Strikes are not emergencies, nor are they disasters. They are foreseeable, and, given the only ever increasing precarity of adjunct faculty, as well as the central role of university administrators and faculty in creating these precarious labor conditions, strikes should actually be expected regularly unless university administrators immediately take steps to adjust their unsustainable and destructive labor and management practices.

In any case, a strike is a process that is, at base, the democratic expression of workers’ political and economic rights to have a say in their (collective) working conditions. And it’s high time that all the institutions involved started respecting these, and future strikes, as such.

3 thoughts on “Strikes Are Not Disasters: On “States of Emergency” and Democratic Processes within University and Union Administrations”

  1. Kami ––

    Thanks for this; another really important update and analysis which helps me feel a bit closer to the strike despite geographic distance. I’ve been reading and working with M. Jacqui Alexander’s book *Pedagogies of Crossing* again lately. She does a really fantastic analysis of a movement from the mid- and late-90s at the New School in which, among many other strategies, Faculty of Color re-appropriated the “state of emergency” language typically deployed as you state here.

    I’ll share a paragraph here in case you find it useful:

    “At dawn on Tuesday, 17 December 1996, members of END [Education not Domination] along with other student groups put the finishing touches on placards and posters: ‘If you are sick of the New School’s hollow commitment to diversity, MOBILIZE.’ They drew maps outlining the geographies of power, which they then turned into points of protest. AS WBAI [a local radio station] aired public service announcements, faculty of color as well as part-time and visiting faculty were making final preparations for their report. Letters of support poured in from poets and writers, public intellectuals, and people of conscience in the academy, as well as from organization such as the Latino Workers Organization and the National Labor Committee, urging the school to respect and honor the rights of workers; to take advantage of the opportunity for self-critique and transformation; and to be accountable to different publics who believed in the School’s progressive legacy. By evening, the Wolff Conference Room of the [Graduate Faculty] was packed. Faculty of color reported on the state of emergency at the School, while students read letters of solidarity that described similar conditions at other universities––thus linking the Mobilization to similar struggles elsewhere.

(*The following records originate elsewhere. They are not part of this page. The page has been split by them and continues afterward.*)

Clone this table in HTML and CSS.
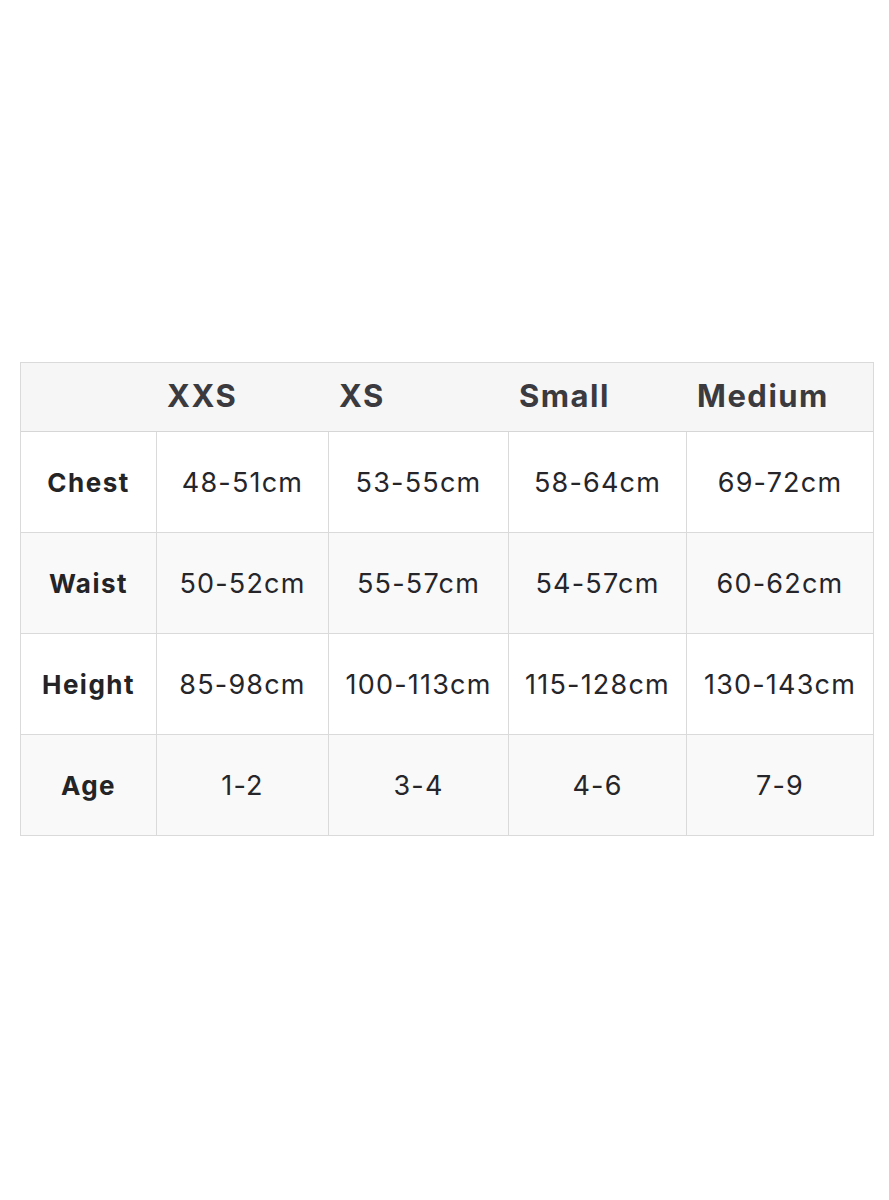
FILE: index.html
```html
<!DOCTYPE html>
<html lang="en">
<head>
<meta charset="utf-8">
<title>Size chart</title>
<link rel="stylesheet" href="styles.css">
</head>
<body>
<div class="page">
  <div class="chart">
    <div class="row head">
      <div class="cell"></div>
      <div class="cell h">XXS</div>
      <div class="cell h">XS</div>
      <div class="cell h">Small</div>
      <div class="cell h">Medium</div>
    </div>
    <div class="row">
      <div class="cell label">Chest</div>
      <div class="cell v">48-51cm</div>
      <div class="cell v">53-55cm</div>
      <div class="cell v">58-64cm</div>
      <div class="cell v">69-72cm</div>
    </div>
    <div class="row alt">
      <div class="cell label">Waist</div>
      <div class="cell v">50-52cm</div>
      <div class="cell v">55-57cm</div>
      <div class="cell v">54-57cm</div>
      <div class="cell v">60-62cm</div>
    </div>
    <div class="row">
      <div class="cell label">Height</div>
      <div class="cell v">85-98cm</div>
      <div class="cell v">100-113cm</div>
      <div class="cell v">115-128cm</div>
      <div class="cell v">130-143cm</div>
    </div>
    <div class="row alt last">
      <div class="cell label">Age</div>
      <div class="cell v">1-2</div>
      <div class="cell v">3-4</div>
      <div class="cell v">4-6</div>
      <div class="cell v">7-9</div>
    </div>
  </div>
</div>
</body>
</html>
```

FILE: styles.css
```css
html, body {
  margin: 0;
  padding: 0;
  background: #ffffff;
}

body {
  font-family: "Inter", "Liberation Sans", sans-serif;
  color: #262628;
}

.page {
  padding: 362px 15px 0 20px;
}

.chart {
  width: 854px;
  box-sizing: border-box;
  border: 1px solid #dadada;
}

.row {
  display: grid;
  grid-template-columns: 135px 172px 180px 178px 187px;
  height: 100px;
  border-bottom: 1px solid #dadada;
  background: #ffffff;
}

.row.alt {
  background: #f9f9f9;
}

.row.last {
  border-bottom: none;
}

.row.head {
  height: 68px;
  background: #f6f6f6;
  border-bottom: 1px solid #d6d6d6;
}

.cell {
  display: flex;
  align-items: center;
  justify-content: center;
  border-left: 1px solid #dadada;
}

.cell:first-child {
  border-left: none;
}

.head .cell {
  border-left: none;
  justify-content: flex-start;
  padding-left: 11px;
}

.h {
  font-size: 31px;
  font-weight: 700;
  letter-spacing: 1.5px;
  color: #3a3a3f;
  padding-bottom: 3px;
}

.label {
  font-size: 26px;
  font-weight: 700;
  letter-spacing: 1.5px;
  color: #242427;
}

.v {
  font-size: 27px;
  font-weight: 400;
  letter-spacing: 1.2px;
  color: #26262a;
}
```
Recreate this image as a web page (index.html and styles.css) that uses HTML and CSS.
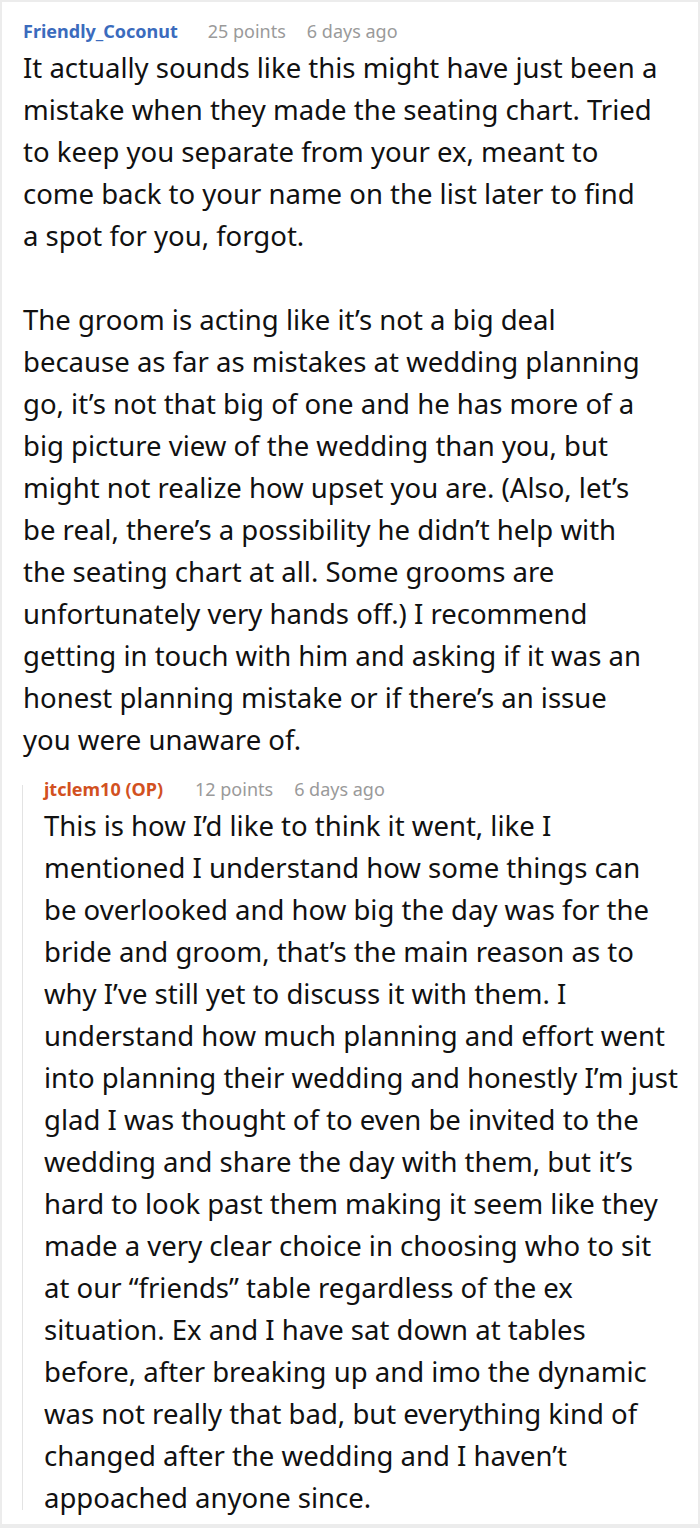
FILE: index.html
```html
<!DOCTYPE html>
<html>
<head>
<meta charset="utf-8">
<link rel="stylesheet" href="styles.css">
</head>
<body>
<div class="frame">
  <div class="comment">
    <div class="meta">
      <span class="author">Friendly_Coconut</span>
      <span class="points">25 points</span>
      <span class="time">6 days ago</span>
    </div>
    <div class="body">
      <p>It actually sounds like this might have just been a<br>mistake when they made the seating chart. Tried<br>to keep you separate from your ex, meant to<br>come back to your name on the list later to find<br>a spot for you, forgot.</p>
      <p>The groom is acting like it’s not a big deal<br>because as far as mistakes at wedding planning<br>go, it’s not that big of one and he has more of a<br>big picture view of the wedding than you, but<br>might not realize how upset you are. (Also, let’s<br>be real, there’s a possibility he didn’t help with<br>the seating chart at all. Some grooms are<br>unfortunately very hands off.) I recommend<br>getting in touch with him and asking if it was an<br>honest planning mistake or if there’s an issue<br>you were unaware of.</p>
    </div>
    <div class="reply">
      <div class="meta">
        <span class="author op">jtclem10 (OP)</span>
        <span class="points">12 points</span>
        <span class="time">6 days ago</span>
      </div>
      <div class="body">
        <p>This is how I’d like to think it went, like I<br>mentioned I understand how some things can<br>be overlooked and how big the day was for the<br>bride and groom, that’s the main reason as to<br>why I’ve still yet to discuss it with them. I<br>understand how much planning and effort went<br>into planning their wedding and honestly I’m just<br>glad I was thought of to even be invited to the<br>wedding and share the day with them, but it’s<br>hard to look past them making it seem like they<br>made a very clear choice in choosing who to sit<br>at our “friends” table regardless of the ex<br>situation. Ex and I have sat down at tables<br>before, after breaking up and imo the dynamic<br>was not really that bad, but everything kind of<br>changed after the wedding and I haven’t<br>appoached anyone since.</p>
      </div>
    </div>
  </div>
</div>
</body>
</html>
```
FILE: styles.css
```css
html, body {
  margin: 0;
  padding: 0;
  background: #fff;
}
.frame {
  width: 700px;
  height: 1528px;
  box-sizing: border-box;
  border: 2px solid #ececec;
  border-bottom-width: 4px;
  font-family: "Noto Sans", sans-serif;
  color: #111;
  overflow: hidden;
}
.comment {
  padding: 17px 0 0 21px;
}
.meta {
  font-size: 18px;
  line-height: 24px;
  display: flex;
  color: #9a9a9a;
  margin-bottom: 4px;
}
.author {
  font-weight: bold;
  color: #3b6bbd;
  margin-right: 30px;
}
.author.op {
  color: #d2511f;
  margin-right: 32px;
}
.points {
  margin-right: 21px;
}
.body {
  font-size: 27.5px;
  line-height: 42px;
  white-space: nowrap;
}
.body p {
  margin: 0 0 42px 0;
}
.body p:last-child {
  margin-bottom: 0;
}
.reply {
  display: flow-root;
  margin: 24px 0 0 -1px;
  border-left: 1px solid #e3e3e3;
  padding-left: 21px;
}
.reply .meta {
  margin-top: -8px;
}
.reply .body {
  margin-bottom: -9px;
}
```
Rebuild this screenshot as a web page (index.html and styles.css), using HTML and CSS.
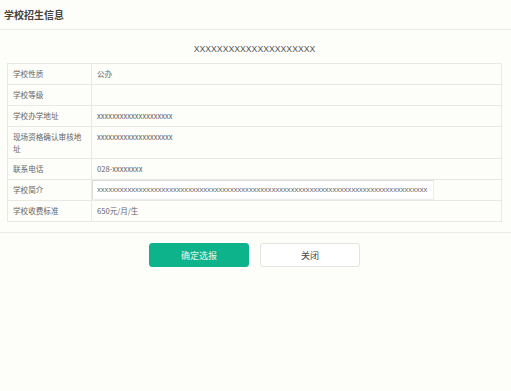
FILE: index.html
```html
<!DOCTYPE html>
<html lang="zh">
<head>
<meta charset="utf-8">
<title>学校招生信息</title>
<link rel="stylesheet" href="styles.css">
</head>
<body>
<div class="page">
  <header class="head">
    <h1 class="head-title">学校招生信息</h1>
  </header>
  <section class="content">
    <h2 class="school-name">XXXXXXXXXXXXXXXXXXXXX</h2>
    <table class="info">
      <tr><td class="lbl">学校性质</td><td class="val">公办</td></tr>
      <tr><td class="lbl">学校等级</td><td class="val"></td></tr>
      <tr><td class="lbl">学校办学地址</td><td class="val">xxxxxxxxxxxxxxxxxxxx</td></tr>
      <tr><td class="lbl lbl-two">现场资格确认审核地址</td><td class="val val-top">xxxxxxxxxxxxxxxxxxxx</td></tr>
      <tr><td class="lbl">联系电话</td><td class="val">028-xxxxxxxx</td></tr>
      <tr><td class="lbl">学校简介</td><td class="val val-box"><div class="intro">xxxxxxxxxxxxxxxxxxxxxxxxxxxxxxxxxxxxxxxxxxxxxxxxxxxxxxxxxxxxxxxxxxxxxxxxxxxxxxxxxxxxxxx</div></td></tr>
      <tr><td class="lbl">学校收费标准</td><td class="val">650元/月/生</td></tr>
    </table>
  </section>
  <footer class="actions">
    <button class="btn btn-primary" type="button">确定选报</button>
    <button class="btn btn-default" type="button">关闭</button>
  </footer>
</div>
</body>
</html>
```
FILE: styles.css
```css
html, body {
  margin: 0;
  padding: 0;
  background: #fdfdf9;
}
body {
  font-family: "Noto Sans CJK SC", "Liberation Sans", sans-serif;
  color: #555;
  width: 511px;
  height: 391px;
  overflow: hidden;
}
.head {
  height: 29px;
  border-bottom: 1px solid #ebebe8;
  display: flex;
  align-items: center;
  padding-left: 4px;
}
.head-title {
  margin: 0;
  font-size: 10px;
  font-weight: bold;
  color: #444;
}
.content {
  padding: 0 9px 10px 7px;
  border-bottom: 1px solid #ebebe8;
}
.school-name {
  margin: 0;
  padding-top: 13px;
  height: 20px;
  box-sizing: content-box;
  font-family: "Liberation Sans", sans-serif;
  font-size: 8.7px;
  font-weight: normal;
  color: #555;
  text-align: center;
  line-height: 12px;
}
.info {
  width: 100%;
  border-collapse: collapse;
  font-size: 7.6px;
  line-height: 12px;
  border: 1px solid #e8e8e4;
}
.info td {
  border: 1px solid #e8e8e4;
  padding: 4px 5px;
  height: 12px;
  vertical-align: middle;
  color: #666;
}
.lbl {
  width: 73px;
}
.lbl-two {
  line-height: 11.5px;
}
.val-top {
  vertical-align: top !important;
}
.val-box {
  padding: 0 !important;
}
.intro {
  width: 330px;
  height: 18px;
  line-height: 18px;
  padding-left: 4px;
  padding-right: 6px;
  border-top: 1px solid #dcdcd8;
  border-left: 1px solid #dcdcd8;
  border-right: 1px solid #ededea;
  border-bottom: 1px solid #ededea;
  overflow: hidden;
  white-space: nowrap;
  font-family: "Liberation Sans", sans-serif;
  font-size: 7.6px;
  color: #666;
  background: #fff;
}
.actions {
  display: flex;
  justify-content: center;
  gap: 11px;
  padding-top: 10px;
  padding-right: 2px;
}
.btn {
  width: 100px;
  height: 24px;
  border-radius: 3px;
  font-family: "Noto Sans CJK SC", sans-serif;
  font-size: 9px;
  cursor: pointer;
  padding: 0;
}
.btn-primary {
  background: #0db38a;
  border: 1px solid #0db38a;
  color: #e8f6f1;
}
.btn-default {
  background: #fff;
  border: 1px solid #e3e3e0;
  color: #444;
}
```
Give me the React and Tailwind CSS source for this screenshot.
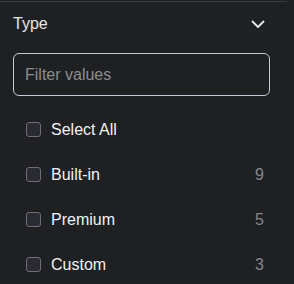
import React from "react";

const items = [
  { label: "Built-in", count: 9 },
  { label: "Premium", count: 5 },
  { label: "Custom", count: 3 },
];

function Box() {
  return <span className="w-[15px] h-[15px] rounded-[3px] border border-[#6e6e78] bg-[#2a2a33] shrink-0" />;
}

export default function App() {
  return (
    <div className="w-[294px] h-[284px] bg-[#1f2022] overflow-hidden" style={{ fontFamily: '"Liberation Sans", Arial, sans-serif' }}>
      <div className="pt-px w-[287px]">
        <div className="h-px bg-[#3a3b3e]" />
      </div>
      <div className="pl-[13px] pr-[24px]">
        <div className="h-[44px] flex items-center justify-between">
          <span className="text-[16px] text-[#e3e6eb] leading-none">Type</span>
          <svg width="14" height="9" viewBox="0 0 14 9" className="mr-[5px] mt-[1px]">
            <path d="M1.5 1.5 L7 7 L12.5 1.5" fill="none" stroke="#e6e9ee" strokeWidth="1.8" strokeLinecap="round" strokeLinejoin="round" />
          </svg>
        </div>
        <div className="mt-[7px] h-[43px] rounded-[6px] border border-[#c4ccda] flex items-center px-[11px]">
          <span className="text-[16px] text-[#8b8d92]">Filter values</span>
        </div>
        <div className="mt-[11px] pl-[13px] pr-[6px]">
          <div className="h-[45px] flex items-center gap-[10px]">
            <Box />
            <span className="text-[16px] text-[#f1f3f6]">Select All</span>
          </div>
          {items.map((it) => (
            <div key={it.label} className="h-[45px] flex items-center gap-[10px]">
              <Box />
              <span className="text-[16px] text-[#f1f3f6] flex-1">{it.label}</span>
              <span className="text-[16px] text-[#85878c]">{it.count}</span>
            </div>
          ))}
        </div>
      </div>
    </div>
  );
}
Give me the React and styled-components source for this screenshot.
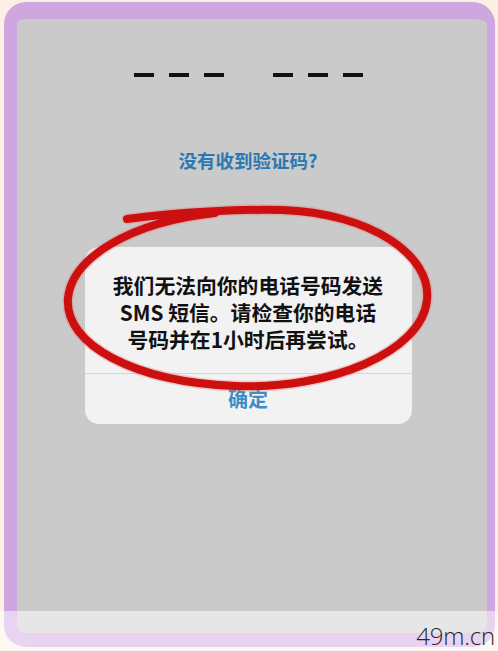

We were being situated within a larger critical community––carrying part of the ‘force of history with us,’ as James Baldwin put it––thereby creating the sense that we had not arrived at the School by ourselves, but that we were indeed living the different ‘histories that walked and lived with us.’ All the means at our disposal, both internal and external, were brought to bear on that day of declaration, a moment of confrontation and profound hope. The struggle that day arose from the conviction that dignity is rooted in self-accountability. Knowing that we could celebrate our collective will to dissent––a move from silence to voice in the face of rejection. And self-accountability also meant that we were obliged to keep counsel with our inner selves, to come to the point of speaking the unspeakable” (152–3).

    Anyway, it’s a chapter I come back to over and over again; hard to piece out, even in long quotes. The context is different, but I’ve drawn a lot of support, imagination, and healing from it and thought it would be worth it to share.

    dp

    1. Ooooh great quote! It’s been a long time since I’ve looked at that text.

      Yeah, it would be nice if we could do such a re-appropration here, or some other move that would center the perspectives of people of color…

  2. The power of words, eh! Words could mean what one wants them to mean. Was it Lewis Carroll who said that? What would happen if ALL faculty and students decided to boycott classes? It’s the power of the pyramid. The base keeps everything in place, but the apex has the power. Too bad.